By curating extensive and diverse collections, we strive to provide a global perspective, enriching the learning journey of our entire community.

The library provides a positive welcoming environment for students in a bright, flexible and inclusive space, and thus gives them opportunity to pursue their literary interests as a foundation for a lifelong love of reading and knowledge.

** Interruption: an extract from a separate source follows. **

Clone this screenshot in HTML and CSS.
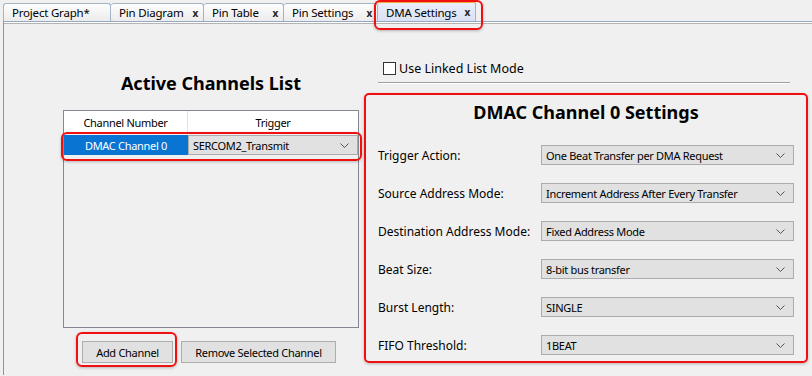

What is your favourite thing about SCIS?

SCIS is used across all three campuses of the King’s School, and we would expect each campus uses it differently, according to need. In the Senior Library, we primarily use it for downloading records, via Z.39 protocol, which is mostly very efficient and has a high rate of retrieval. Our librarian, rather than the teacher librarians, has the opportunity to undertake original cataloguing, on those rare occasions when there is an item not catalogued in SCIS. In such situations, SCIS provides ready confirmation and guidance regarding approved subject headings and suggestions for appropriate Dewey numbers. Previously, we sent books without SCIS records to SCIS for cataloguing and return, but generally find now that need has evaporated.

What would you like to see SCIS do more of?

Personally, we would be grateful for retrospective addition of subject headings and summaries to some older but still used titles, especially in the case of classic literature. It would, of course, be a hugely time-consuming process to undertake, but it is disconcerting to access a new edition of a classic text only to find that the SCIS record has no summary and very minimal subject headings. But, regardless, our library depends on SCIS for efficient delivery of our services.